Como siempre no faltan las más curiosas justificaciones y los más rebuscados argumentos al mejor estilo masista. Nada de eso sin embargo logra en verdad eclipsar el impacto subjetivo de ese acontecimiento. La opinión pública percibe que para que suceda algo semejante, para que un automóvil robado llegue a manos del presidente del país y éste ni se entere que es el cuerpo del delito, quiere decir que algo muy grave está sucediendo en el Estado. O no funcionan las instancias, niveles y dispositivos capaces de controlar la corrupción, o la corrupción en todas sus formas se ha instalado en la estructura del poder y forma parte natural de su accionar, es decir, ya no resulta exagerado pensar que el Estado en su conjunto es un monstruoso aparato delictivo, del que, de forma consiente o inconsciente, informada o no, participan todas las instituciones propias de su accionar y todas sus altas autoridades (que se suponen están para evitar cualquier acto que infrinja la ley).
Todo este tramado –sin embargo- dejaba siempre abierto el beneficio de la duda. Quien sabe –decíamos- el presidente no conocía a ese corrupto, quizás no le informaron, tal vez se aprovecharon de su ingenuidad y de su buena fe, etc. Siempre prevalecía la seguridad de que la corrupción era más un fenómeno asociado a las personas que cedían ante el poder del dinero mal habido, aprovechados y oportunistas o funcionarios experimentados en sacar tajada de las instancias en que se desenvolvían.
Todo esto funcionaba así hasta que nos enteramos que el presidente del Estado obsequiaba un vehículo robado. La primera reacción fue preguntarse cómo pudo pasar. Si uno imagina la secuencia de ese acto delictivo, partiríamos desde el minuto en que algún malevo lo toma ilegalmente de alguna calle de la bella ciudad de Arica, otro lo transforma, la red seguirá una serie de pasos especializados; le falsifican papeles (me imagino), lo hacen pasar las fronteras burlando a las autoridades aduaneras o con complicidad de ellas, llega a las instancias nacionales, se involucran instituciones como la Policía Nacional, ministerios, direcciones generales, viceministerios, etc, etc., es decir, ya no puede ser considerado un acto circunscrito a los apetitos delincuenciales de una persona, el Estado se ha transformado en un instrumento delictivo.
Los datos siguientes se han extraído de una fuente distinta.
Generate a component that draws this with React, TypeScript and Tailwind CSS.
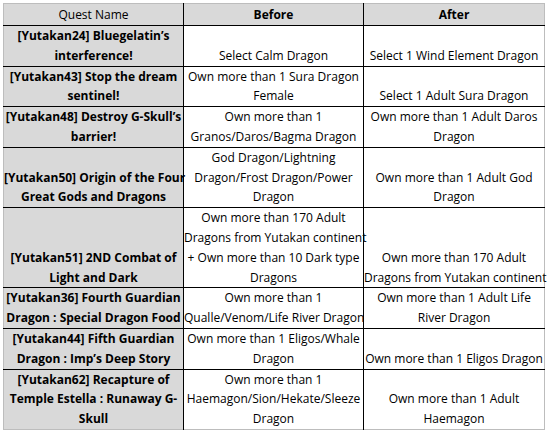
const rows: { name: string[]; before: string[]; after: string[] }[] = [
  { name: ["[Yutakan24] Bluegelatin’s", "interference!"], before: ["Select Calm Dragon"], after: ["Select 1 Wind Element Dragon"] },
  { name: ["[Yutakan43] Stop the dream", "sentinel!"], before: ["Own more than 1 Sura Dragon", "Female"], after: ["Select 1 Adult Sura Dragon"] },
  { name: ["[Yutakan48] Destroy G-Skull’s", "barrier!"], before: ["Own more than 1", "Granos/Daros/Bagma Dragon"], after: ["Own more than 1 Adult Daros", "Dragon"] },
  { name: ["[Yutakan50] Origin of the Four", "Great Gods and Dragons"], before: ["God Dragon/Lightning", "Dragon/Frost Dragon/Power", "Dragon"], after: ["Own more than 1 Adult God", "Dragon"] },
  { name: ["[Yutakan51] 2ND Combat of", "Light and Dark"], before: ["Own more than 170 Adult", "Dragons from Yutakan continent", "+ Own more than 10 Dark type", "Dragons"], after: ["Own more than 170 Adult", "Dragons from Yutakan continent"] },
  { name: ["[Yutakan36] Fourth Guardian", "Dragon : Special Dragon Food"], before: ["Own more than 1", "Qualle/Venom/Life River Dragon"], after: ["Own more than 1 Adult Life", "River Dragon"] },
  { name: ["[Yutakan44] Fifth Guardian", "Dragon : Imp’s Deep Story"], before: ["Own more than 1 Eligos/Whale", "Dragon"], after: ["Own more than 1 Eligos Dragon"] },
  { name: ["[Yutakan62] Recapture of", "Temple Estella : Runaway G-", "Skull"], before: ["Own more than 1", "Haemagon/Sion/Hekate/Sleeze", "Dragon"], after: ["Own more than 1 Adult", "Haemagon"] },
];

const Lines = ({ lines }: { lines: string[] }) => (
  <>
    {lines.map((l, i) => (
      <div key={i} className="whitespace-nowrap">{l}</div>
    ))}
  </>
);

export default function App() {
  return (
    <div className="bg-white w-[547px] h-[435px] p-[3px] font-['Open_Sans','Noto_Sans_CJK_KR',sans-serif] text-[12px] leading-[19.8px] text-black">
      <table className="table-fixed border-collapse w-[541px] border border-[#bdbdbd]">
        <colgroup>
          <col className="w-[180px]" />
          <col className="w-[180px]" />
          <col className="w-[181px]" />
        </colgroup>
        <thead>
          <tr className="bg-[#d9d9d9] h-[22px]">
            <th className="font-normal border-b border-r border-black text-center">Quest Name</th>
            <th className="font-bold border-b border-r border-black text-center">Before</th>
            <th className="font-bold border-b border-black text-center">After</th>
          </tr>
        </thead>
        <tbody>
          {rows.map((r, i) => (
            <tr key={i}>
              <td className="bg-[#d9d9d9] font-bold align-bottom text-center border-t border-r border-black p-0">
                <Lines lines={r.name} />
              </td>
              <td className="align-bottom text-center border-t border-r border-black p-0">
                <Lines lines={r.before} />
              </td>
              <td className="align-bottom text-center border-t border-black p-0">
                <Lines lines={r.after} />
              </td>
            </tr>
          ))}
        </tbody>
      </table>
    </div>
  );
}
Tampoco es posible personalizar la corrupción, está en todas partes, en todos los intersticios del poder y sus instituciones. Ese Estado es un complejo aparato corrupto cuyos administradores, más allá de sus autoridades políticas, están agazapadas en el Poder Judicial.
No se trata pues de un hecho más de corrupción, es una poderosa y delicada llamada de atención. Una alarma de urgencia que, si no tenemos la capacidad de aceptar e intentar arreglar las cosas, se ha de devorar el Estado, y con él la sociedad nacional.